12. The respondent, while denying the contention of the petitioner, had contended before the Arbitrator that the petitioner was in breach of its obligations under the contract and had not taken any steps

towards performance of its obligations. The respondent also lodged a counter-claim seeking a declaration that invocation of Clause 19(a) of the Agreement, permitting the respondent to terminate the contract, was valid.

13. Further direction was sought against the petitioner to remove its employees, security personnel and a restraint from forcibly occupying the portion got vacated from the tenants.

14. Learned Arbitrator by the impugned award, while rejecting the claims of the petitioner, directed refund of Rs. 1.50 Crores paid as advance, without any interest. Learned Arbitrator allowed the counter claims and declared that the Agreement dated 12.06.2007 and the Power of Attorneys dated 13.06.2007 were validly terminated and further directed the petitioner to remove its employees, security personnel and representatives etc from the project land.
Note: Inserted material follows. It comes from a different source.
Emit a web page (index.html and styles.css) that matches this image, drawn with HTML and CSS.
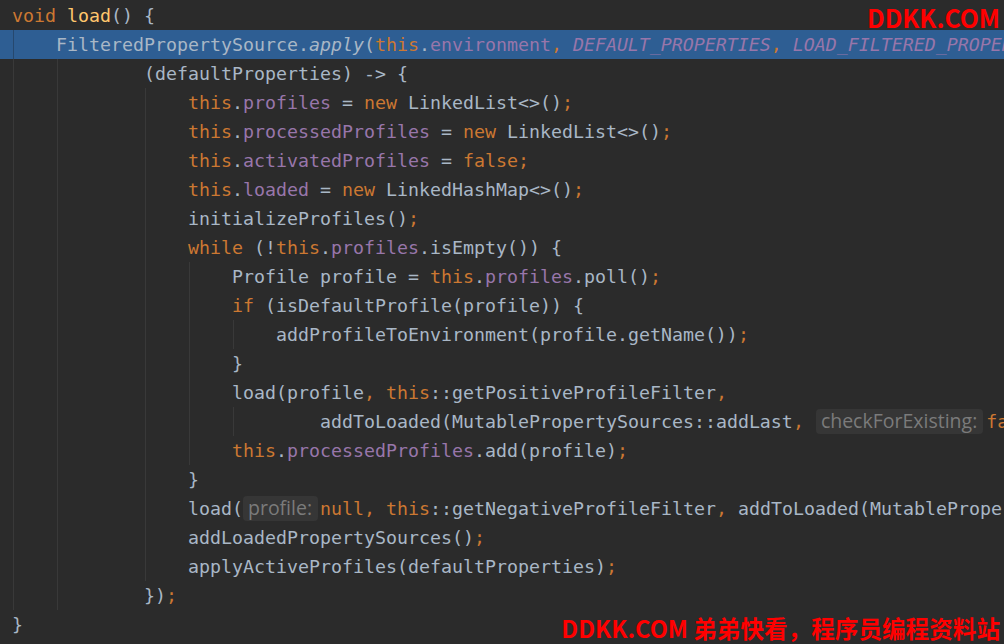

15. Learned senior counsel appearing for the petitioner has contended, inter alia, that the Arbitrator has erred in interpreting the clauses between the parties and holding that the period stipulated for completion of the project, i.e. 60 months, commenced from the date of the agreement and not from the date when the tenants were evicted.

16. It is contended that the Arbitrator has fallen in error in returning a finding that the period of 60 months commenced from the date of the agreement. It is contended that the award is liable to be set aside as the Arbitrator has returned the finding that the petitioner was in

breach of its obligation based on the finding that the period of 60 months commenced from the date of the agreement.

17. Learned senior counsel for the petitioner contends that the Arbitrator erred in not appreciating that the respondent was in breach of its obligations, not cooperate with the petitioner, inducted new tenants and did not furnish the complete details of all the tenants, thereby, enabling the petitioner to take appropriate steps for evicting the tenants. It is further contended that the fact that the Arbitrator holds that 32 occupants were got evicted by the Petitioner and those 32 comprised only 14 tenancies, establishes the fact that there was no cooperation from the respondent because correct and complete information was not provided by the Respondent to enable the petitioner to settle with the tenants. It is contended that on account of lack of correct information, the petitioner was made to settle with 32 occupants believing that there were 32 tenancies, whereas, as per the respondent, the 32 occupants covered by only 14 tenancies.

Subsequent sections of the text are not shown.